X1, Y1, X2, Y2, X3, Y3 float64
// For re: width and height (already absolute, in user space).
W, H float64
}
PathSeg is one segment of a path. Op is "m", "l", "c", "h", or "re".
type Reader ¶
Reader is the bridge from pdfcpu's parsed-object model to the interpreter. One Reader wraps one *model.Context (one PDF document) and exposes per-page accessors: ReadPage returns the content stream bytes plus the resolved font / xobject maps the interpreter needs.
We deliberately separate pdfcpu-specific code into this one file. Everything in state.go, cmap.go, font.go, ops.go, and content.go is stdlib-only — that way if we ever want to swap pdfcpu for our own PDF object parser (a real possibility for a v1.0 release: pdfcpu is heavy and pulls in image-codec dependencies we don't need), the blast radius is limited to this file.
func NewReader ¶
NewReader takes a fully-decoded byte slice and returns a Reader. pdfcpu does all the heavy lifting: xref parsing, FlateDecode of compressed streams, object resolution. If the file is encrypted we surface ErrEncrypted to the caller — full crypto support is a later phase.
type Sink ¶
type Sink interface {
// EmitChar is called once per glyph drawn by Tj/TJ/'/" operators.
// All coordinates are already in user space (post text matrix and
// CTM), with y0 <= y1 and x0 <= x1. Text is the glyph's Unicode
// (may be empty).
EmitChar(ev CharEvent)
// EmitPath is called once per path-painting operator. The path
// has already been classified into a stroke / fill flag pair and
// a slice of segments; the sink converts segments into Lines,
// Rects, or Curves at its discretion.
EmitPath(ev PathEvent)
}
Sink receives high-level events from the content interpreter. It is implemented by the page-builder in the parent package; per pdftable's package boundary, this is the contract between the parser and the public-API layer.
type TextState ¶
type TextState struct {
Font *Font // Selected by Tf; nil before any Tf is seen.
FontSize float64 // From Tf (second operand).
CharSpace float64 // Tc; added to every glyph advance.
WordSpace float64 // Tw; added after every space (cid 32) in simple fonts.
Scale float64 // Tz / 100; horizontal text scaling factor (1.0 = normal).
Leading float64 // TL; negated so it represents the y-delta on T*.
Rise float64 // Trise; vertical offset for super/subscript.
Render int // Tr; 0 = fill (default), 3 = invisible.

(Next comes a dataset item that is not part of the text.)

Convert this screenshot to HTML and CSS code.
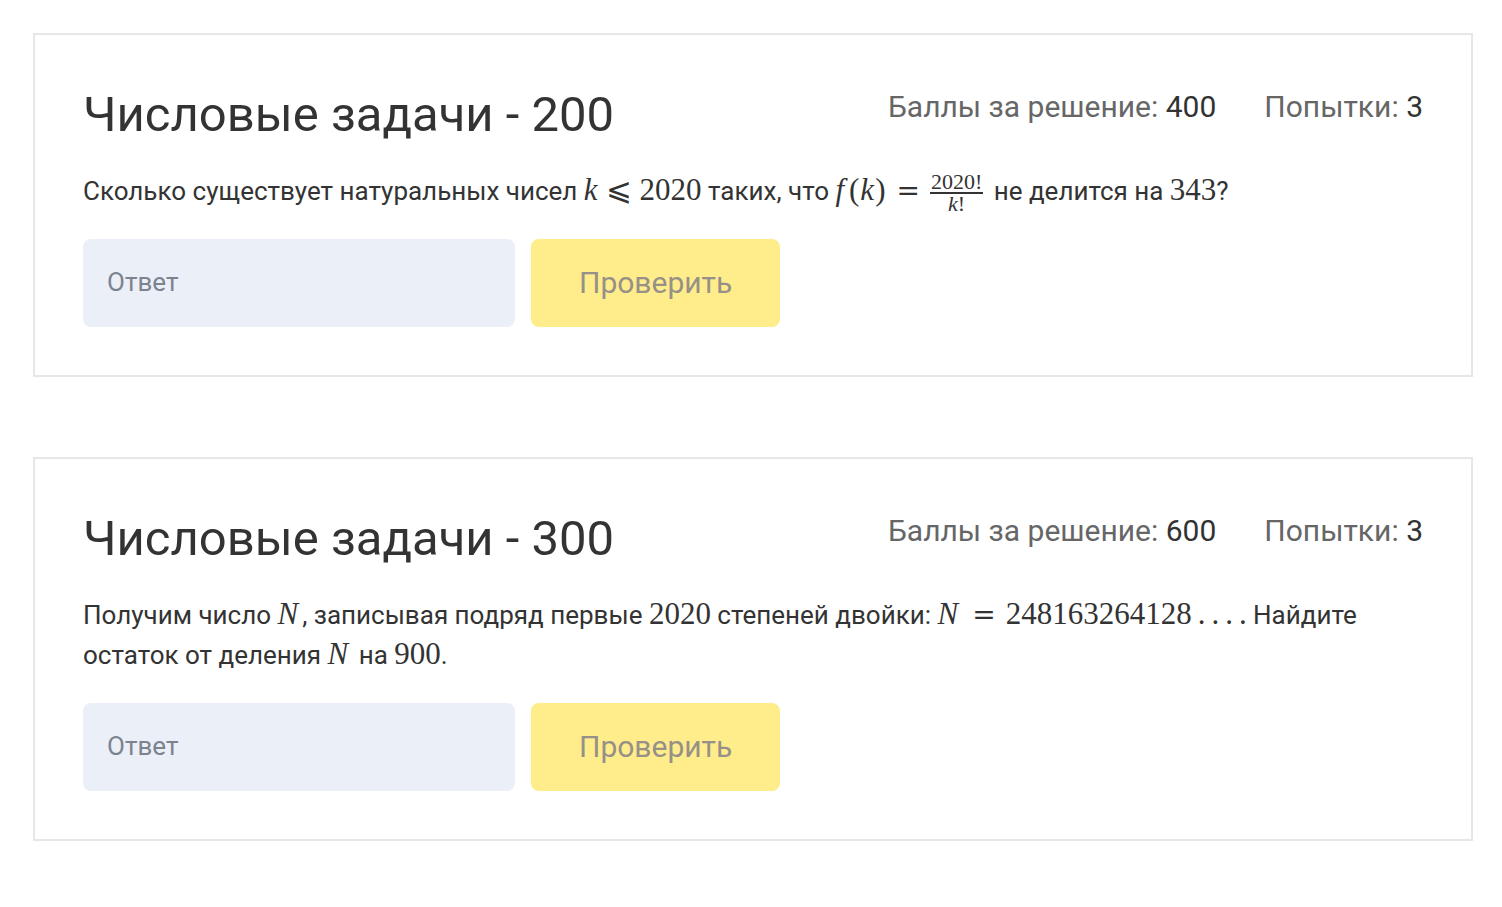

// Text matrix: maps text-space coordinates to user space. Set by Tm,
// translated by Td/TD/T*, mutated by every glyph emission. BT zeros
// this back to identity.
Matrix Matrix
// Text line matrix: snapshotted at the start of each line. Td/TD/T*
// reset Matrix from LineMatrix; glyph emission only mutates Matrix.
LineMatrix Matrix
}
TextState is the subset of PDF text-state parameters we need to position glyphs and resolve their font. It is mutated only by text- state operators (Tc Tw Tz TL Tf Tm Td TD T* Trise) and consulted by every text-showing op (Tj TJ ' ").
The text matrix and text line matrix are part of the text OBJECT (BT/ET), not the text state — but we keep them on this struct anyway because operator dispatch is more uniform that way, and BT/ET just zero them out as if they were any other text-state field.
type XObject ¶
type XObject struct {
Subtype string // "Form" or "Image"
// For Form XObjects:
Content []byte
BBox [4]float64
Matrix Matrix
// Resources from the XObject's /Resources dict, if any. Form
// XObjects can carry their own resource scope; if absent, the
// PDF spec says we inherit the enclosing page's resources.
Fonts map[string]*Font
XObjects map[string]XObject
}
XObject is a Form/Image XObject reachable from the page. When the interpreter encounters `name Do`, it looks the name up here; if the subtype is "Form", the contained content stream is interpreted recursively under the current CTM (which is multiplied by the XObject's /Matrix).